╭─ DATASET CONTENT

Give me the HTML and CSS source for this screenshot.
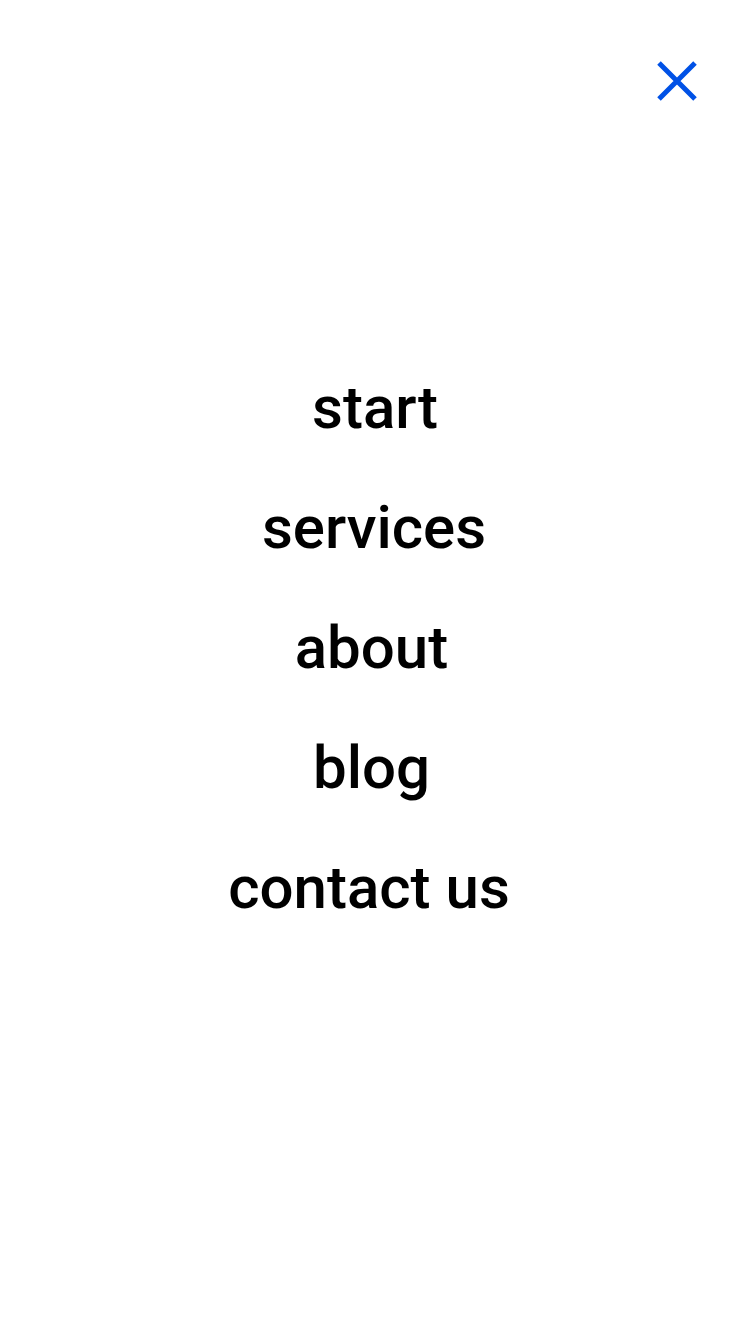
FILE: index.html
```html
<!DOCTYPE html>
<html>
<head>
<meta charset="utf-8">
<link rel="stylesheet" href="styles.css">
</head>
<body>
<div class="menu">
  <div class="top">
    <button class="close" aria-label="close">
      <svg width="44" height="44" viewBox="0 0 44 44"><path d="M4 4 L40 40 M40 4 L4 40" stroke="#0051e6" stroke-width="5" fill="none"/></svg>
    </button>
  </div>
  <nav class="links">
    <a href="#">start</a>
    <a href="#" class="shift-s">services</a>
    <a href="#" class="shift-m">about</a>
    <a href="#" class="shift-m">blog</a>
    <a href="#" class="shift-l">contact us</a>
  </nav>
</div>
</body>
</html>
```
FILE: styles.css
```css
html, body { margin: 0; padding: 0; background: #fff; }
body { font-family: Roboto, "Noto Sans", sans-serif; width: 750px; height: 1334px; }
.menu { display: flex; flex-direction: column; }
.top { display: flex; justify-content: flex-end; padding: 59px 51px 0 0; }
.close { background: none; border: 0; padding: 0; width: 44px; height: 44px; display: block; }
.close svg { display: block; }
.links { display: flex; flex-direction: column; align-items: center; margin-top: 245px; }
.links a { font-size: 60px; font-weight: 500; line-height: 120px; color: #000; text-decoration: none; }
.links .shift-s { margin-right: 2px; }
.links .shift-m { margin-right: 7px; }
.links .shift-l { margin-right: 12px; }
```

╰─

Replicate the material above verbatim; images stay out of the copy.

COMPLETE RESPONSE:
Give me the HTML and CSS source for this screenshot.
FILE: index.html
```html
<!DOCTYPE html>
<html>
<head>
<meta charset="utf-8">
<link rel="stylesheet" href="styles.css">
</head>
<body>
<div class="menu">
  <div class="top">
    <button class="close" aria-label="close">
      <svg width="44" height="44" viewBox="0 0 44 44"><path d="M4 4 L40 40 M40 4 L4 40" stroke="#0051e6" stroke-width="5" fill="none"/></svg>
    </button>
  </div>
  <nav class="links">
    <a href="#">start</a>
    <a href="#" class="shift-s">services</a>
    <a href="#" class="shift-m">about</a>
    <a href="#" class="shift-m">blog</a>
    <a href="#" class="shift-l">contact us</a>
  </nav>
</div>
</body>
</html>
```
FILE: styles.css
```css
html, body { margin: 0; padding: 0; background: #fff; }
body { font-family: Roboto, "Noto Sans", sans-serif; width: 750px; height: 1334px; }
.menu { display: flex; flex-direction: column; }
.top { display: flex; justify-content: flex-end; padding: 59px 51px 0 0; }
.close { background: none; border: 0; padding: 0; width: 44px; height: 44px; display: block; }
.close svg { display: block; }
.links { display: flex; flex-direction: column; align-items: center; margin-top: 245px; }
.links a { font-size: 60px; font-weight: 500; line-height: 120px; color: #000; text-decoration: none; }
.links .shift-s { margin-right: 2px; }
.links .shift-m { margin-right: 7px; }
.links .shift-l { margin-right: 12px; }
```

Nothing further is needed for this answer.